Thursday, June 1, 2017

Prometheus

Going to Meet Your Maker 
or 
"Eloi, Eloi, lema sabachthani?"*

Every time I see a poor copy of a good idea become the latest pop darling out there, I get the inevitable useless reply from someone who takes it personally: "There aren't any original ideas anymore! Just because it's been done before doesn't make it bad!" (And it certainly doesn't make it "good!") It's missing my point. I don't care that it's been done before (and I'll identify where if anybody wants to look it up), what I care about is that it isn't done as well. Jean-Luc Godard said "It doesn't matter where you take things from, it matters where you take things to."  

Succinct and right on.

So, now, Prometheus—Ridley Scott's return to SCI-FI, and the world he created in Alien. If one goes in seeking another "Alien" movie, one might come out a little disappointed. Oh, there are chases with disoriented POV's, conflicted crews and amoral androids, "hair-in-the-drain" icky effects, H.R. Giger designs, shocks and revelations, but this isn't Alien.
It's better, richer, and more thought-provoking...while still being a rather nifty action-horror-science-fiction hybrid. It must be a hybrid, as Scott (and screenwriters Jon Spaihts of The Darkest Hour and "Lost"'s Damon Lindelhof) have stolen just about every science-fiction idea in the Universe.  

But, again, where they take it is original in its implications.
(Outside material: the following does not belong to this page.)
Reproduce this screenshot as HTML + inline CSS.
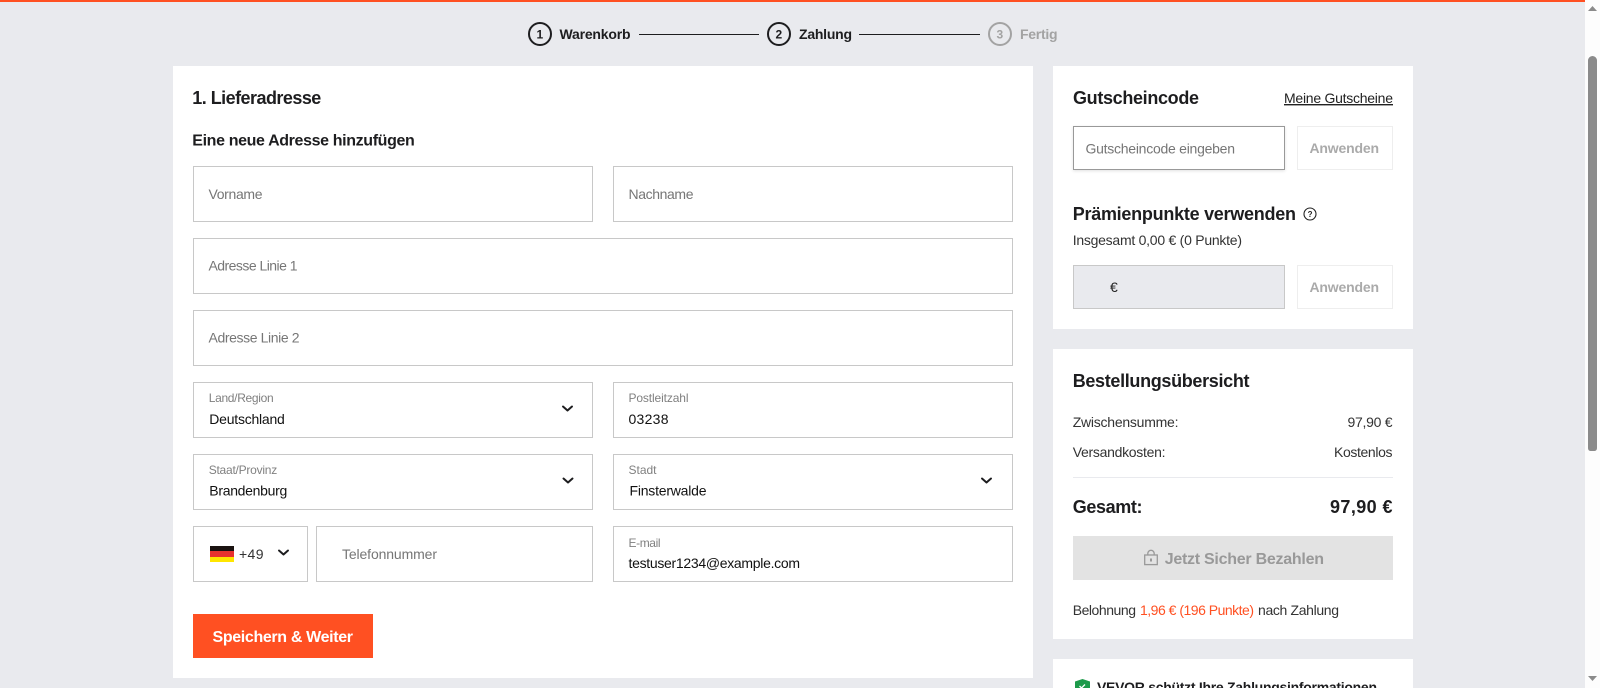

SCI-FI always asks "What if...?" This one goes one question further in the interrogation and asks "But why?" Yes, it's a monster movie, but like so many of those, God plays a role. 
There's a significant amount of religion in this film, and speculation about God and our origins, but it still manages to find room for Faith in settings that remind one of Hell.
Dr. Elizabeth Shaw (Noomi Rapace, the first "Girl with the Dragon Tattoo") is an archaeologist who stumbles on the latest of a series of cave paintings that have the same image even though originating from different parts of the globe. This new one is in the Isle of Skye in Scotland. The paintings show a group of primitives praying to a huge humanoid figure who is gesturing towards a configuration of six planets.
It's enough to fund Shaw and her lover-colleague Dr. Holloway (Logan Marshall-Green, in a performance that's trying too hard to find significance) on a trillion dollar excursion to find the only place in the Universe where the planets have that configuration at that point in the sky (??) aboard the good ship USCSS Prometheus, captained by Janek (Idris Elba, even more impressive than he was in Thor, in fact, I'd enjoy a movie centered around this character), overseen by Meredith Vickers (Charlize Theron, in brittle ice-queen mode) of The Weyland Corporation, caretakered by David (Michael Fassbender, in a terrific heavily-influenced performance), an android who serves as ships' H.A.L. in all manners, including a slightly unctuous air, but in movie choices fancies David Lean over Kubrick.** Once they get planet-side, a holographic image of the CEO of the Weyland Group (Guy Pearce, in extreme old-age make-up) introduces Shaw and Holloway to the dubious crew—the mission: to find that planet in the cave paintings and see if we can find the humanoids pointing us there. In simple terms, we want to find that ancient "god." They find a landing strip of sorts and settle there because "God does not build in straight lines."
Upon landing they find a semi-hostile environment with two ancient dome-like structures. They enter and begin digital cartographing with laser mapping drones. As they go deeper into the structures, things seem somewhat familiar to the sequel-oriented movie-goer, but not really. It's a clean environment, protected against savage wind-storms, snaking corridors and the occasional dead body of an alien species. What happened here?
If you think you know where it's going, you're wrong. This one's going somewhere else than running down a neon-lit corridor being chased by a monster (well, there's some of that, in fact quite a bit of it). But, it's a much bigger Universe than the Xenomorph of the first one (I've started calling them "glitches" after this movie), and if there is a sequel to Prometheus, it's going to be along a different track than Alien, and has bigger fish to light up with a flame-thrower.
It's technically stunning, and fun to see how they took all the unused stuff left on the drawing room floor in Alien and incorporated it here. And lest you think that this is a high-philosophy movie, no, it's scary, designed to make you jump and gross you out. It is a horror film, after all, but for all the shock stuff, it might also make you think, as it toys with big sci-fi ideas—"A Shaggy God Story" as acerbic critic John Simon called 2001: A Space Odyssey. But, it's Scott's best film in years, retracing old steps, sure, but finding a new path to go somewhere else, some place a lot more interesting.
"The answer, Dear Brutus, is not in our stars, but ourselves"

* No, it's not Klingon. It's Aramaic.

** In fact, he watches a scene that we featured in a "Don't Make a Scene" article.